- Description of the task
Find all lines in the records that include the word "this", and copy them out.

- Records shown
[Begin]

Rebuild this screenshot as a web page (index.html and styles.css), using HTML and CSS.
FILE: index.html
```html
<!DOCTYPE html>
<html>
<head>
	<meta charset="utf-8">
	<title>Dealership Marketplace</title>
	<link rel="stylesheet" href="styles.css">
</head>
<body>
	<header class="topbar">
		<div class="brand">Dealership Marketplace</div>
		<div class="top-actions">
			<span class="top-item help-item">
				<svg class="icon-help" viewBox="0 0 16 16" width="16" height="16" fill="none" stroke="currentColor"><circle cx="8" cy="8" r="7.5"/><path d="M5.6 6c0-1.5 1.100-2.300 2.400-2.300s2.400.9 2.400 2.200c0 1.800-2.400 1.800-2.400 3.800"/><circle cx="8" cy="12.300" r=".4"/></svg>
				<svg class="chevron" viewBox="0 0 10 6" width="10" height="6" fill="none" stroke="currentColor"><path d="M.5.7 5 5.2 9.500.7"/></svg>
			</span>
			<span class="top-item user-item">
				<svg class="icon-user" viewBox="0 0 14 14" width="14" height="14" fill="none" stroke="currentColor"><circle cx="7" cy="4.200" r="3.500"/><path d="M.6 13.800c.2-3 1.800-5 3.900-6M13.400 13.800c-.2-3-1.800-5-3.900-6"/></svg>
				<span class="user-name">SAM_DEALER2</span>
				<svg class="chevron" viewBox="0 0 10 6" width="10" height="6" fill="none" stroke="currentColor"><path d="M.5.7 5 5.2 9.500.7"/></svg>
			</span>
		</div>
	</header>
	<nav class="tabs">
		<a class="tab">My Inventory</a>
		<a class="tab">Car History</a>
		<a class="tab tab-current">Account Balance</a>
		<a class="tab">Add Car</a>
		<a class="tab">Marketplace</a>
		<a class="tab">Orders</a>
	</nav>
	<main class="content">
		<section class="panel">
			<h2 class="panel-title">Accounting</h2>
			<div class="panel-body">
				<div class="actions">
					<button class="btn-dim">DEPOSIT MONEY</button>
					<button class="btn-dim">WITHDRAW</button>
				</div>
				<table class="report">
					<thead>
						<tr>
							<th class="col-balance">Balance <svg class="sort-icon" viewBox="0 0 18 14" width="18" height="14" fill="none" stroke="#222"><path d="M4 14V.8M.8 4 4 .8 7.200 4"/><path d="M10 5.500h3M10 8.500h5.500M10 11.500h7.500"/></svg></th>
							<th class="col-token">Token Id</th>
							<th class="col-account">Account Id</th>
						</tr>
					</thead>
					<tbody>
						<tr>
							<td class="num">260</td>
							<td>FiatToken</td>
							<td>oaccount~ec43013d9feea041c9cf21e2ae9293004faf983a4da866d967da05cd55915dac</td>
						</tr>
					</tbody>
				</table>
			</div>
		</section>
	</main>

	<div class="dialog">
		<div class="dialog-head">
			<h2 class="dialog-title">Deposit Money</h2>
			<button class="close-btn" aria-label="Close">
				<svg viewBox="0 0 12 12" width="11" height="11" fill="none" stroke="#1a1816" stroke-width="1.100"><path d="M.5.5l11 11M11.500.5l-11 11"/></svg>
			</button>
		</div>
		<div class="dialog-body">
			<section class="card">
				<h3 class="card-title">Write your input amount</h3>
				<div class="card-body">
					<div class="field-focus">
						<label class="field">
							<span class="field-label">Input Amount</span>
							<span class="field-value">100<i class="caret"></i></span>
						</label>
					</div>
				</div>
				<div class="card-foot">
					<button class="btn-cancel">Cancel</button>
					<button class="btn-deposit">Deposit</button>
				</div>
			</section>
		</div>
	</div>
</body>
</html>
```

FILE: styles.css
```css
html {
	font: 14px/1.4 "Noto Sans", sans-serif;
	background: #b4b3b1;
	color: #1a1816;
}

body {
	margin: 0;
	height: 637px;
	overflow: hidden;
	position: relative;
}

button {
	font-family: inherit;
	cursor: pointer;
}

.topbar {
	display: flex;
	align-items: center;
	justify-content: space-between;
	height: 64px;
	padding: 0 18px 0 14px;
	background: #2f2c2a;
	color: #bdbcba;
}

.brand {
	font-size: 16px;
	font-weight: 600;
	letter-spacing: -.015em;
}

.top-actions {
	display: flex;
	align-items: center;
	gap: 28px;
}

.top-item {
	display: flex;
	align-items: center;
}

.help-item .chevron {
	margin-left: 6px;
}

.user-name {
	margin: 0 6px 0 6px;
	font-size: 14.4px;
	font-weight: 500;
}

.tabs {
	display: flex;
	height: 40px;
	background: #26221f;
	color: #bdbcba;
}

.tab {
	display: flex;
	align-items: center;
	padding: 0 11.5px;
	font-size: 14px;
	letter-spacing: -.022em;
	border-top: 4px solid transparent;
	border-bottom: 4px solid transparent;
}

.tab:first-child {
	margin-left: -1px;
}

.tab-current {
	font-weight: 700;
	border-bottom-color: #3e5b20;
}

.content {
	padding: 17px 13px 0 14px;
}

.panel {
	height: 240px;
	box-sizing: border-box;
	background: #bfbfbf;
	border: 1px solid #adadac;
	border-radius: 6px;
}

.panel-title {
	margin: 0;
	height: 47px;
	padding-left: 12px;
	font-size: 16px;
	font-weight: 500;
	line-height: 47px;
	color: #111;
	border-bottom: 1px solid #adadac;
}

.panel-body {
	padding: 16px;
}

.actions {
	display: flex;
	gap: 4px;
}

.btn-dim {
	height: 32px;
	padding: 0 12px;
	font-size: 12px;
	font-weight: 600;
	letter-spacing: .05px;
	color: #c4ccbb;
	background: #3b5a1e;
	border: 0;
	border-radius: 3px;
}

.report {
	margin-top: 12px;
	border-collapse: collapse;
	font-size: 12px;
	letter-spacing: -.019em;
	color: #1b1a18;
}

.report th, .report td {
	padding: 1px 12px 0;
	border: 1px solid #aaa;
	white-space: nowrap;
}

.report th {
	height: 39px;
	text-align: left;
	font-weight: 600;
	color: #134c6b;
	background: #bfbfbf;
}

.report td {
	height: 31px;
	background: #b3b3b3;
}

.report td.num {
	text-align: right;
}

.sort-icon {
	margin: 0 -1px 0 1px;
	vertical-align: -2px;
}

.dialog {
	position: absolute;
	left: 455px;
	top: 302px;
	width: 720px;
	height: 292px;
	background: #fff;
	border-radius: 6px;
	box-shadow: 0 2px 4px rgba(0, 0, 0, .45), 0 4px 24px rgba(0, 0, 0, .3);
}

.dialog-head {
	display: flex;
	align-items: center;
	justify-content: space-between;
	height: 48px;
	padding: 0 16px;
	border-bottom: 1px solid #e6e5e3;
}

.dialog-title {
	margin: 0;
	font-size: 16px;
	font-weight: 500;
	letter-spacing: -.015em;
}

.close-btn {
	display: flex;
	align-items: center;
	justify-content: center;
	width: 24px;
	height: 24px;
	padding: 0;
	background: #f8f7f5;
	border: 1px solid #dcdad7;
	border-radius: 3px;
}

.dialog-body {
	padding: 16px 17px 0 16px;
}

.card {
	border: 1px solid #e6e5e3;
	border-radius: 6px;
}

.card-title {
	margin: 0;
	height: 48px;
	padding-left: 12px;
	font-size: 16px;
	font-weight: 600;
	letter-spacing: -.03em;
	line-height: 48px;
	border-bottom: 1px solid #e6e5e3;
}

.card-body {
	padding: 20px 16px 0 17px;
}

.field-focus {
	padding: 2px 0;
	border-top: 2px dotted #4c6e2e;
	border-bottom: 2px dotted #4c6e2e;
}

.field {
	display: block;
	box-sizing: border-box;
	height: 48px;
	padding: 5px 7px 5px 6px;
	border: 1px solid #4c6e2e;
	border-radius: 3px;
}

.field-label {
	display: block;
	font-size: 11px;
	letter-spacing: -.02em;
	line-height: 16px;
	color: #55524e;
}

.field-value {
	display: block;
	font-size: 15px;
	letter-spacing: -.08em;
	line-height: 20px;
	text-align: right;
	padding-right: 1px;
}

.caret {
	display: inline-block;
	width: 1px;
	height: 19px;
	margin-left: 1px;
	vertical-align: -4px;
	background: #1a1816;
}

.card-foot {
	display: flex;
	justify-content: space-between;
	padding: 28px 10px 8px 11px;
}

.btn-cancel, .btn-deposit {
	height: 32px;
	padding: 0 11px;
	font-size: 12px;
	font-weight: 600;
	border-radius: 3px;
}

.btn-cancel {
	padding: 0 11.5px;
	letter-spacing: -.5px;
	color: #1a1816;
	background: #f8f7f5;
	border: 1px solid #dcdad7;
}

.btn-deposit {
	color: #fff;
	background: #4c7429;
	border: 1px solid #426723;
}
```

[End]
[Begin]

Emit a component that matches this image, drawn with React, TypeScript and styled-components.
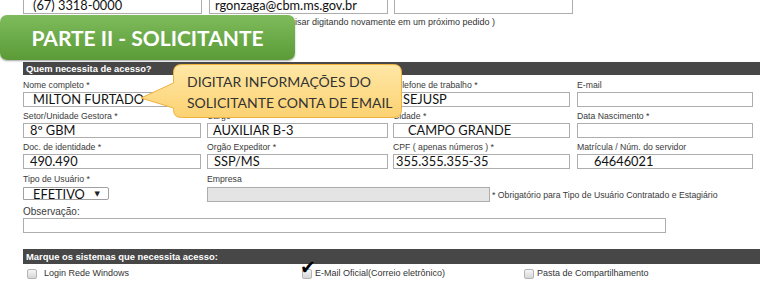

[End]

- Result
Rebuild this screenshot as a web page (index.html and styles.css), using HTML and CSS.
Emit a component that matches this image, drawn with React, TypeScript and styled-components.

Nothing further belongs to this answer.